┏━━
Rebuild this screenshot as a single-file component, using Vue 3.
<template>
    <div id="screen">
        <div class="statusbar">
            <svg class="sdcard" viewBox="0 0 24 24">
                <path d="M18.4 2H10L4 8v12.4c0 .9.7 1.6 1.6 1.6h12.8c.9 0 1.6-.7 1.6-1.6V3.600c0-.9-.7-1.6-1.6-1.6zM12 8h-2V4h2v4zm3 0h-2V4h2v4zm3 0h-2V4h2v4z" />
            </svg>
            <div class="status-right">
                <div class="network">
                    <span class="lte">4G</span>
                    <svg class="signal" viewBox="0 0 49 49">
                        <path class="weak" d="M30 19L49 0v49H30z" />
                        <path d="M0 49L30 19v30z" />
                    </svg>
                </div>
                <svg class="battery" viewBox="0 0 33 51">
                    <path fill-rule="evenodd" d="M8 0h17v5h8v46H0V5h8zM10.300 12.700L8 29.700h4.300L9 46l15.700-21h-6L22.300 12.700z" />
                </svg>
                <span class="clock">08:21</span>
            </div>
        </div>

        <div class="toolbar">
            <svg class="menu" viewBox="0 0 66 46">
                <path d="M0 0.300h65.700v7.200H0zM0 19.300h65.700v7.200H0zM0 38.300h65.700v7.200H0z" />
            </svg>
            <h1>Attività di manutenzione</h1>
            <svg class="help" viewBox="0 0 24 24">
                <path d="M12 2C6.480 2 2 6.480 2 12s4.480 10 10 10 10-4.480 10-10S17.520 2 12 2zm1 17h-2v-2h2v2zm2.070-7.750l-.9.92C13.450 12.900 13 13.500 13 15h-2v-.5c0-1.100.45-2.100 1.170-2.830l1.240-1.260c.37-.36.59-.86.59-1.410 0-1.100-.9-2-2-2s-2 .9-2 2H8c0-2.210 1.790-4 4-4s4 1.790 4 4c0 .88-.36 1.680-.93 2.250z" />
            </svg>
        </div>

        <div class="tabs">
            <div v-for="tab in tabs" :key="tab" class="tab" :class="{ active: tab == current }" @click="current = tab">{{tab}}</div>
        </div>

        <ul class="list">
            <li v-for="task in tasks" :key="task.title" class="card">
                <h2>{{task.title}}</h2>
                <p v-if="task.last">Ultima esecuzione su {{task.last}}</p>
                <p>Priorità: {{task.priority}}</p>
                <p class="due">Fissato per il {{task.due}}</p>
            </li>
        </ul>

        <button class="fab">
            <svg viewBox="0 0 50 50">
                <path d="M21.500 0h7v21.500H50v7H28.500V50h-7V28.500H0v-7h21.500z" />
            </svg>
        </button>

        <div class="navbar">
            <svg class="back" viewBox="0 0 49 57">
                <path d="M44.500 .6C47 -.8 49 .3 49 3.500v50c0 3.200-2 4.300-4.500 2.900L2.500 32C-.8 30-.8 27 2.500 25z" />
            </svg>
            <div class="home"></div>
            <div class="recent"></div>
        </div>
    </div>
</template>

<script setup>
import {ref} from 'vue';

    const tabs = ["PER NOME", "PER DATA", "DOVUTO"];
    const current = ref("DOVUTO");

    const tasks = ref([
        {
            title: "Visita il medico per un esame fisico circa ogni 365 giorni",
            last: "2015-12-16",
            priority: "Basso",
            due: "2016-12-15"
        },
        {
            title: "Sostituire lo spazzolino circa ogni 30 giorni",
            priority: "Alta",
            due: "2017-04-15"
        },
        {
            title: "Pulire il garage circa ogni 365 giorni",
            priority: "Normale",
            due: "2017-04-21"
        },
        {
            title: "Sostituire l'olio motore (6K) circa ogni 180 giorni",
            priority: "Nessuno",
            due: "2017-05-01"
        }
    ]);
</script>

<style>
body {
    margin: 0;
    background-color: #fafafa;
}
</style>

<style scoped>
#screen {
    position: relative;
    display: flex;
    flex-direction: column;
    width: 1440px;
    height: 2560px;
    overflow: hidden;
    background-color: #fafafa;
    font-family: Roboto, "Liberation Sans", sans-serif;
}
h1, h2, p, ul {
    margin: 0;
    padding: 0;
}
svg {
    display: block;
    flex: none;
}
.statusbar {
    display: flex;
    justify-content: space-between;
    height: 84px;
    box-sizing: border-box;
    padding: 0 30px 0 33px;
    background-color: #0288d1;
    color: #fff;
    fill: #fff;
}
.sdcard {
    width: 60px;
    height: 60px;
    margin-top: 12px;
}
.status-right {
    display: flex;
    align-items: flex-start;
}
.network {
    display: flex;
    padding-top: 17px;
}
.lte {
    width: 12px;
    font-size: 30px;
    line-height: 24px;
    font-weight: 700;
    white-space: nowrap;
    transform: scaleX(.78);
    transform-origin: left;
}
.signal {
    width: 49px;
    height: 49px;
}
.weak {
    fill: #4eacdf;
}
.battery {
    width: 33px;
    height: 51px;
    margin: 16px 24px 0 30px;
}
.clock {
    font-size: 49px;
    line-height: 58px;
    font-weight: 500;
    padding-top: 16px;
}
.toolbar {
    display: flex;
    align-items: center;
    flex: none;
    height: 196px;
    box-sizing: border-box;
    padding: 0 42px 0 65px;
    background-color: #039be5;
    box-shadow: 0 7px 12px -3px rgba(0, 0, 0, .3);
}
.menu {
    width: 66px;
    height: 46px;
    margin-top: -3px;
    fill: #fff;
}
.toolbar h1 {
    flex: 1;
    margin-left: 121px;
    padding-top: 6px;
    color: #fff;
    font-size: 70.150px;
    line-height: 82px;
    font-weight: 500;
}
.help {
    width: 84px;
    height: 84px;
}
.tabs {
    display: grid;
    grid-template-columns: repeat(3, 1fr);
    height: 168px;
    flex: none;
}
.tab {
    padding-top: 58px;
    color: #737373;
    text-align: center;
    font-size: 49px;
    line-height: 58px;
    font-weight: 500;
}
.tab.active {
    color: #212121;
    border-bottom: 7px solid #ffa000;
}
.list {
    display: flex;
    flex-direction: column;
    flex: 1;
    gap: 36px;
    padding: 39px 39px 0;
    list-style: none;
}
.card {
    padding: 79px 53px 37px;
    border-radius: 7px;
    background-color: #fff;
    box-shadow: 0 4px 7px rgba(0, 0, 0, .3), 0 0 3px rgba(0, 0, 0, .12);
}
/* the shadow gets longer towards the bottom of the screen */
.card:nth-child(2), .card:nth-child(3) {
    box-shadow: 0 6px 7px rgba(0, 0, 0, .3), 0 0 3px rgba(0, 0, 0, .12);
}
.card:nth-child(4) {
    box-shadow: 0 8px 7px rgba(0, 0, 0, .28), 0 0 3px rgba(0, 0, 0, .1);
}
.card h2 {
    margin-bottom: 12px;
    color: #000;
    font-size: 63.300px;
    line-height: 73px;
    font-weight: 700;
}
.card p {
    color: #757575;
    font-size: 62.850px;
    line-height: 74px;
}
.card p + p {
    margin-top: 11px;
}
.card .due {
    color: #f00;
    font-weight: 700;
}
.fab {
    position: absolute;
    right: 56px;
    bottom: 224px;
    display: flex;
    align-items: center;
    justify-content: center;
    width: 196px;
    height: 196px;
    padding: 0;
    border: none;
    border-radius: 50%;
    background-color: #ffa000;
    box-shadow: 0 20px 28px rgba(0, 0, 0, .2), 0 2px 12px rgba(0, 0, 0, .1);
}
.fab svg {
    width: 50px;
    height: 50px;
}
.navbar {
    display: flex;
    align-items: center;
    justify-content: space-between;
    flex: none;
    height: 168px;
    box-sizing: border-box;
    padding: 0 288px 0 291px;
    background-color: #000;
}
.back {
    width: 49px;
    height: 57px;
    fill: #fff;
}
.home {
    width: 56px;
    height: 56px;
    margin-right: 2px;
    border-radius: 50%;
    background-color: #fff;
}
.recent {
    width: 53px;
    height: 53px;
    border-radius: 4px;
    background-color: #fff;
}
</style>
┗━━
| Problem |
Retype the listing exactly, in full.

| Solution to this exercise |
Rebuild this screenshot as a single-file component, using Vue 3.
<template>
    <div id="screen">
        <div class="statusbar">
            <svg class="sdcard" viewBox="0 0 24 24">
                <path d="M18.4 2H10L4 8v12.4c0 .9.7 1.6 1.6 1.6h12.8c.9 0 1.6-.7 1.6-1.6V3.600c0-.9-.7-1.6-1.6-1.6zM12 8h-2V4h2v4zm3 0h-2V4h2v4zm3 0h-2V4h2v4z" />
            </svg>
            <div class="status-right">
                <div class="network">
                    <span class="lte">4G</span>
                    <svg class="signal" viewBox="0 0 49 49">
                        <path class="weak" d="M30 19L49 0v49H30z" />
                        <path d="M0 49L30 19v30z" />
                    </svg>
                </div>
                <svg class="battery" viewBox="0 0 33 51">
                    <path fill-rule="evenodd" d="M8 0h17v5h8v46H0V5h8zM10.300 12.700L8 29.700h4.300L9 46l15.700-21h-6L22.300 12.700z" />
                </svg>
                <span class="clock">08:21</span>
            </div>
        </div>

        <div class="toolbar">
            <svg class="menu" viewBox="0 0 66 46">
                <path d="M0 0.300h65.700v7.200H0zM0 19.300h65.700v7.200H0zM0 38.300h65.700v7.200H0z" />
            </svg>
            <h1>Attività di manutenzione</h1>
            <svg class="help" viewBox="0 0 24 24">
                <path d="M12 2C6.480 2 2 6.480 2 12s4.480 10 10 10 10-4.480 10-10S17.520 2 12 2zm1 17h-2v-2h2v2zm2.070-7.750l-.9.92C13.450 12.900 13 13.500 13 15h-2v-.5c0-1.100.45-2.100 1.170-2.830l1.240-1.260c.37-.36.59-.86.59-1.410 0-1.100-.9-2-2-2s-2 .9-2 2H8c0-2.210 1.790-4 4-4s4 1.790 4 4c0 .88-.36 1.680-.93 2.250z" />
            </svg>
        </div>

        <div class="tabs">
            <div v-for="tab in tabs" :key="tab" class="tab" :class="{ active: tab == current }" @click="current = tab">{{tab}}</div>
        </div>

        <ul class="list">
            <li v-for="task in tasks" :key="task.title" class="card">
                <h2>{{task.title}}</h2>
                <p v-if="task.last">Ultima esecuzione su {{task.last}}</p>
                <p>Priorità: {{task.priority}}</p>
                <p class="due">Fissato per il {{task.due}}</p>
            </li>
        </ul>

        <button class="fab">
            <svg viewBox="0 0 50 50">
                <path d="M21.500 0h7v21.500H50v7H28.500V50h-7V28.500H0v-7h21.500z" />
            </svg>
        </button>

        <div class="navbar">
            <svg class="back" viewBox="0 0 49 57">
                <path d="M44.500 .6C47 -.8 49 .3 49 3.500v50c0 3.200-2 4.300-4.500 2.900L2.500 32C-.8 30-.8 27 2.500 25z" />
            </svg>
            <div class="home"></div>
            <div class="recent"></div>
        </div>
    </div>
</template>

<script setup>
import {ref} from 'vue';

    const tabs = ["PER NOME", "PER DATA", "DOVUTO"];
    const current = ref("DOVUTO");

    const tasks = ref([
        {
            title: "Visita il medico per un esame fisico circa ogni 365 giorni",
            last: "2015-12-16",
            priority: "Basso",
            due: "2016-12-15"
        },
        {
            title: "Sostituire lo spazzolino circa ogni 30 giorni",
            priority: "Alta",
            due: "2017-04-15"
        },
        {
            title: "Pulire il garage circa ogni 365 giorni",
            priority: "Normale",
            due: "2017-04-21"
        },
        {
            title: "Sostituire l'olio motore (6K) circa ogni 180 giorni",
            priority: "Nessuno",
            due: "2017-05-01"
        }
    ]);
</script>

<style>
body {
    margin: 0;
    background-color: #fafafa;
}
</style>

<style scoped>
#screen {
    position: relative;
    display: flex;
    flex-direction: column;
    width: 1440px;
    height: 2560px;
    overflow: hidden;
    background-color: #fafafa;
    font-family: Roboto, "Liberation Sans", sans-serif;
}
h1, h2, p, ul {
    margin: 0;
    padding: 0;
}
svg {
    display: block;
    flex: none;
}
.statusbar {
    display: flex;
    justify-content: space-between;
    height: 84px;
    box-sizing: border-box;
    padding: 0 30px 0 33px;
    background-color: #0288d1;
    color: #fff;
    fill: #fff;
}
.sdcard {
    width: 60px;
    height: 60px;
    margin-top: 12px;
}
.status-right {
    display: flex;
    align-items: flex-start;
}
.network {
    display: flex;
    padding-top: 17px;
}
.lte {
    width: 12px;
    font-size: 30px;
    line-height: 24px;
    font-weight: 700;
    white-space: nowrap;
    transform: scaleX(.78);
    transform-origin: left;
}
.signal {
    width: 49px;
    height: 49px;
}
.weak {
    fill: #4eacdf;
}
.battery {
    width: 33px;
    height: 51px;
    margin: 16px 24px 0 30px;
}
.clock {
    font-size: 49px;
    line-height: 58px;
    font-weight: 500;
    padding-top: 16px;
}
.toolbar {
    display: flex;
    align-items: center;
    flex: none;
    height: 196px;
    box-sizing: border-box;
    padding: 0 42px 0 65px;
    background-color: #039be5;
    box-shadow: 0 7px 12px -3px rgba(0, 0, 0, .3);
}
.menu {
    width: 66px;
    height: 46px;
    margin-top: -3px;
    fill: #fff;
}
.toolbar h1 {
    flex: 1;
    margin-left: 121px;
    padding-top: 6px;
    color: #fff;
    font-size: 70.150px;
    line-height: 82px;
    font-weight: 500;
}
.help {
    width: 84px;
    height: 84px;
}
.tabs {
    display: grid;
    grid-template-columns: repeat(3, 1fr);
    height: 168px;
    flex: none;
}
.tab {
    padding-top: 58px;
    color: #737373;
    text-align: center;
    font-size: 49px;
    line-height: 58px;
    font-weight: 500;
}
.tab.active {
    color: #212121;
    border-bottom: 7px solid #ffa000;
}
.list {
    display: flex;
    flex-direction: column;
    flex: 1;
    gap: 36px;
    padding: 39px 39px 0;
    list-style: none;
}
.card {
    padding: 79px 53px 37px;
    border-radius: 7px;
    background-color: #fff;
    box-shadow: 0 4px 7px rgba(0, 0, 0, .3), 0 0 3px rgba(0, 0, 0, .12);
}
/* the shadow gets longer towards the bottom of the screen */
.card:nth-child(2), .card:nth-child(3) {
    box-shadow: 0 6px 7px rgba(0, 0, 0, .3), 0 0 3px rgba(0, 0, 0, .12);
}
.card:nth-child(4) {
    box-shadow: 0 8px 7px rgba(0, 0, 0, .28), 0 0 3px rgba(0, 0, 0, .1);
}
.card h2 {
    margin-bottom: 12px;
    color: #000;
    font-size: 63.300px;
    line-height: 73px;
    font-weight: 700;
}
.card p {
    color: #757575;
    font-size: 62.850px;
    line-height: 74px;
}
.card p + p {
    margin-top: 11px;
}
.card .due {
    color: #f00;
    font-weight: 700;
}
.fab {
    position: absolute;
    right: 56px;
    bottom: 224px;
    display: flex;
    align-items: center;
    justify-content: center;
    width: 196px;
    height: 196px;
    padding: 0;
    border: none;
    border-radius: 50%;
    background-color: #ffa000;
    box-shadow: 0 20px 28px rgba(0, 0, 0, .2), 0 2px 12px rgba(0, 0, 0, .1);
}
.fab svg {
    width: 50px;
    height: 50px;
}
.navbar {
    display: flex;
    align-items: center;
    justify-content: space-between;
    flex: none;
    height: 168px;
    box-sizing: border-box;
    padding: 0 288px 0 291px;
    background-color: #000;
}
.back {
    width: 49px;
    height: 57px;
    fill: #fff;
}
.home {
    width: 56px;
    height: 56px;
    margin-right: 2px;
    border-radius: 50%;
    background-color: #fff;
}
.recent {
    width: 53px;
    height: 53px;
    border-radius: 4px;
    background-color: #fff;
}
</style>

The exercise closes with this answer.